Report how many lines hold the string "this". Give the number and nothing else.

▸ RECORDED INFORMATION:

================

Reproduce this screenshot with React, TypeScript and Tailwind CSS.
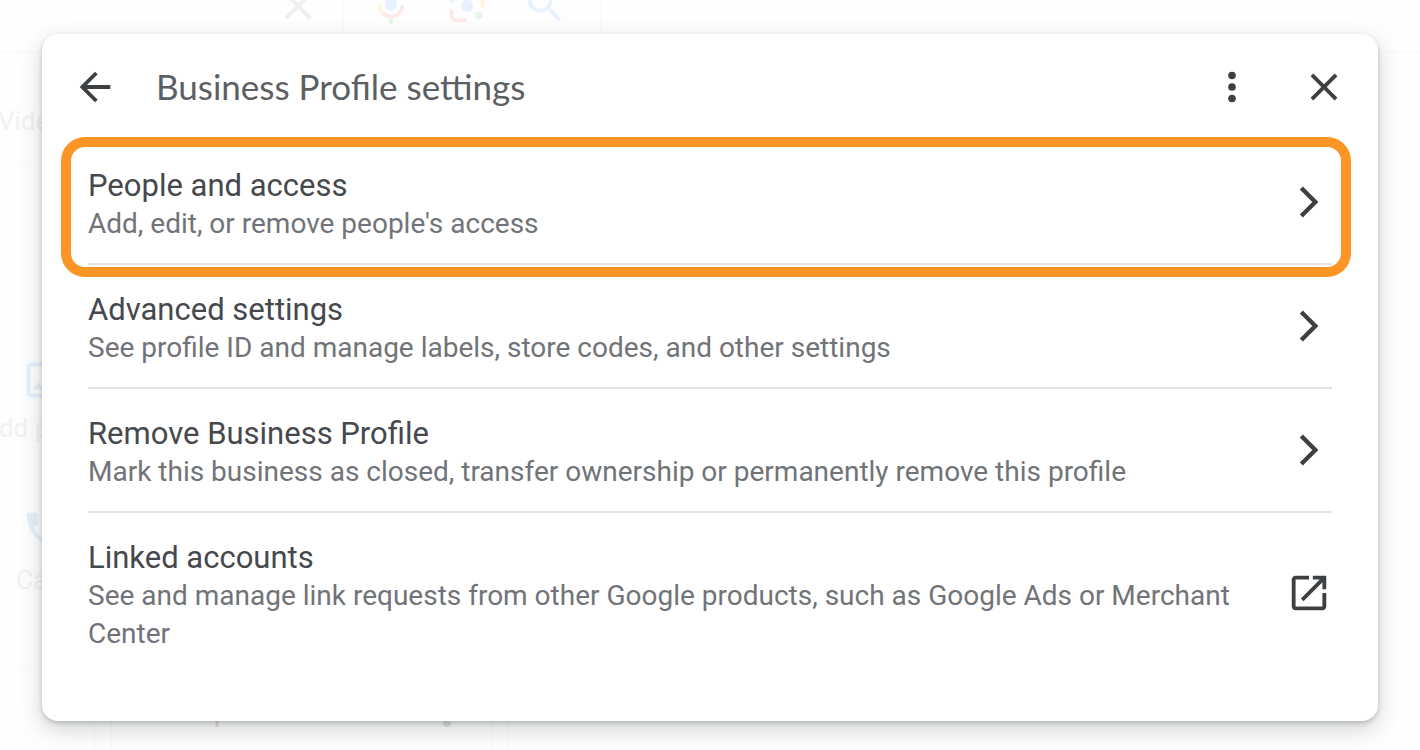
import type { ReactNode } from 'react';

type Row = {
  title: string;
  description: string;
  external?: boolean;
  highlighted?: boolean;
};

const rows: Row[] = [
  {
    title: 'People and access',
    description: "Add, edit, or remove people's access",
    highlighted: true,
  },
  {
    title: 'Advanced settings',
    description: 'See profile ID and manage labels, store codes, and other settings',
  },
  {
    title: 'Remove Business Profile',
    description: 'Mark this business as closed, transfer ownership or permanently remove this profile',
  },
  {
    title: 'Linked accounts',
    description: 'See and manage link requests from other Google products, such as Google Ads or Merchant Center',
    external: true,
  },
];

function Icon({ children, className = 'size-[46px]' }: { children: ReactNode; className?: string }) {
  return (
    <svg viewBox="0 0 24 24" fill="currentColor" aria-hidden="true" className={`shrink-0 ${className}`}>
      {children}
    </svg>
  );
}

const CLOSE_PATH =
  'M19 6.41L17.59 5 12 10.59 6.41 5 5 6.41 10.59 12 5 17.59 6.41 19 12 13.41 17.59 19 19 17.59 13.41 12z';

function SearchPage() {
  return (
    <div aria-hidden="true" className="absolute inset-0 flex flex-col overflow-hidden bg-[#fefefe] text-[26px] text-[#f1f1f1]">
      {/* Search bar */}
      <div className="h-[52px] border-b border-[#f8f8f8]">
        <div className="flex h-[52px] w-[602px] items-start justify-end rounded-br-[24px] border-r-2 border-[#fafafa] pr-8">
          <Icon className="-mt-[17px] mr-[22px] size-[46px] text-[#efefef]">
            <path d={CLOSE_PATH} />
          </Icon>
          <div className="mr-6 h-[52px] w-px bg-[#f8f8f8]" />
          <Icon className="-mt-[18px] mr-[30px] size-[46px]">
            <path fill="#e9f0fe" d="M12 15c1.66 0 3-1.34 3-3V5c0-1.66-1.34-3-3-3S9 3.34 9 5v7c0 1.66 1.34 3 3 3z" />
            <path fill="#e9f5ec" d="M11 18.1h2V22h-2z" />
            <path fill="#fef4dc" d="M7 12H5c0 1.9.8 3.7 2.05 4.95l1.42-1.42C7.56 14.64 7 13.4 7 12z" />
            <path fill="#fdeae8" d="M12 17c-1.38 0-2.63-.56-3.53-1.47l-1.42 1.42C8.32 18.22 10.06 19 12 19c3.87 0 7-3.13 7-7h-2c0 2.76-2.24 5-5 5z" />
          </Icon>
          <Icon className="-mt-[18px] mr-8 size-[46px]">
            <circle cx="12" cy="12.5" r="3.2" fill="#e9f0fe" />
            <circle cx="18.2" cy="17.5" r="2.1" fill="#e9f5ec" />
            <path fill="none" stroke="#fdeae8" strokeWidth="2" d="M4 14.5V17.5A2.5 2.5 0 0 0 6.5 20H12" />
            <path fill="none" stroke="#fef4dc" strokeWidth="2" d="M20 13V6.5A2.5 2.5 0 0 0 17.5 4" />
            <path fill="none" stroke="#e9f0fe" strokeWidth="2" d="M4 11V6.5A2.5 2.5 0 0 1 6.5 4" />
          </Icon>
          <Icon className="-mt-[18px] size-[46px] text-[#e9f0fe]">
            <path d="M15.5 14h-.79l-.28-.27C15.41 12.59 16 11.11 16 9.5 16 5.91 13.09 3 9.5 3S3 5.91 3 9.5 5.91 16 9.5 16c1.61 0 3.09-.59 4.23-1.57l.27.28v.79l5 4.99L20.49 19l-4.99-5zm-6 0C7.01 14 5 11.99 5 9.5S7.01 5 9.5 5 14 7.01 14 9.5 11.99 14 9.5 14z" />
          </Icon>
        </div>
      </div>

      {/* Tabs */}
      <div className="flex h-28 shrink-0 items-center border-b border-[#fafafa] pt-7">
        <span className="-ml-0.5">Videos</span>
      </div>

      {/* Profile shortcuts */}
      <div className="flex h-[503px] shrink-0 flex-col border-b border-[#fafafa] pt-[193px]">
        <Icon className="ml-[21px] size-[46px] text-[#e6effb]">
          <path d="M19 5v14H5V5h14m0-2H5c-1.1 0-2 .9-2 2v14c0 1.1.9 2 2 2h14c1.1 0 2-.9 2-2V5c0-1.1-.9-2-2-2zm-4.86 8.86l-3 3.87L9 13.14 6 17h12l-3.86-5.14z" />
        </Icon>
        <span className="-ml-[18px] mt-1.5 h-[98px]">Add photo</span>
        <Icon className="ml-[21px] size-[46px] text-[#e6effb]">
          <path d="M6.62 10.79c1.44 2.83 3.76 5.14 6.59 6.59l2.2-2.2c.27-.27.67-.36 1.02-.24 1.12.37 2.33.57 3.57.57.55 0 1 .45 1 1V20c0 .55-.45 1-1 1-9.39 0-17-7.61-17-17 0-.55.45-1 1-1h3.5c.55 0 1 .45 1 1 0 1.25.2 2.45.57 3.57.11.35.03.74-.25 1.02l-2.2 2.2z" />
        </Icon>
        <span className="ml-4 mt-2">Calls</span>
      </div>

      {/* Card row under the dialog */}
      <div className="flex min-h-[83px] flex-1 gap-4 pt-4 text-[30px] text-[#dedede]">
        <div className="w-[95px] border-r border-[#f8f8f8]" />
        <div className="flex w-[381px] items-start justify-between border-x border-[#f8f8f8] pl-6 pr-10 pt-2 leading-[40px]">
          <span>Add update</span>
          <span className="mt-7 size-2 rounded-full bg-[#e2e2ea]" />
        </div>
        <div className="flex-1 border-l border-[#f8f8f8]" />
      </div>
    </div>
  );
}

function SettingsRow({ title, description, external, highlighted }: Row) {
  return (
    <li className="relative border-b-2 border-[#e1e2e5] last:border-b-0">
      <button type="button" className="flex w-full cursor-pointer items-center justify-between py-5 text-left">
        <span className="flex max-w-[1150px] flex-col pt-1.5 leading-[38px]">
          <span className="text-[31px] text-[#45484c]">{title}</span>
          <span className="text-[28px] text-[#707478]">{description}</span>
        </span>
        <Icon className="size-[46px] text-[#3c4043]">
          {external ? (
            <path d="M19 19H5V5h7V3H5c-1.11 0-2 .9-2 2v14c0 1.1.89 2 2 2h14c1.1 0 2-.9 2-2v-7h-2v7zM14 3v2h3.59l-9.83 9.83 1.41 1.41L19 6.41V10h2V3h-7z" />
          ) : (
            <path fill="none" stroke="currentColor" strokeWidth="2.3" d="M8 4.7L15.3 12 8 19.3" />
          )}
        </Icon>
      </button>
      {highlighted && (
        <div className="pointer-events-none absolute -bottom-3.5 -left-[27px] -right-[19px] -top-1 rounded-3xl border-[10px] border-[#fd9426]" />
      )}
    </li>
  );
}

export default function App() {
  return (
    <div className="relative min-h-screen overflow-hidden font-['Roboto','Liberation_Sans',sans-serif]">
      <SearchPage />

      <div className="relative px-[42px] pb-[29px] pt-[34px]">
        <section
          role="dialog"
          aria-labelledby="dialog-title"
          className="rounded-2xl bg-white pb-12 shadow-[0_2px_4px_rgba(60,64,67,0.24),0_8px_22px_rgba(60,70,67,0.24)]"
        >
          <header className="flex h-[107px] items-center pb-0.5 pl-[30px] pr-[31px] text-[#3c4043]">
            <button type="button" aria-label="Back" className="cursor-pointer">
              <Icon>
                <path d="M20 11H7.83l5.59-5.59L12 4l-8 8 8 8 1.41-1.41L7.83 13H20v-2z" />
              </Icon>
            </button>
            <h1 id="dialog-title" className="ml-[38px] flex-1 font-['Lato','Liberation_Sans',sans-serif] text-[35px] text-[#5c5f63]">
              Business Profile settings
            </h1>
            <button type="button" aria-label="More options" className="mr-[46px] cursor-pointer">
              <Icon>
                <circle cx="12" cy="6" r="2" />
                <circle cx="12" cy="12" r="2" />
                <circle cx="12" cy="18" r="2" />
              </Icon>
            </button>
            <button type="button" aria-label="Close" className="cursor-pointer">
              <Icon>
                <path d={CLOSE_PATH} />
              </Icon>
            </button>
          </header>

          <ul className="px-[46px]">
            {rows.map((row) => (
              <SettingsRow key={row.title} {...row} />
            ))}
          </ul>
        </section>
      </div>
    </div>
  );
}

================

▸ RESULT:
2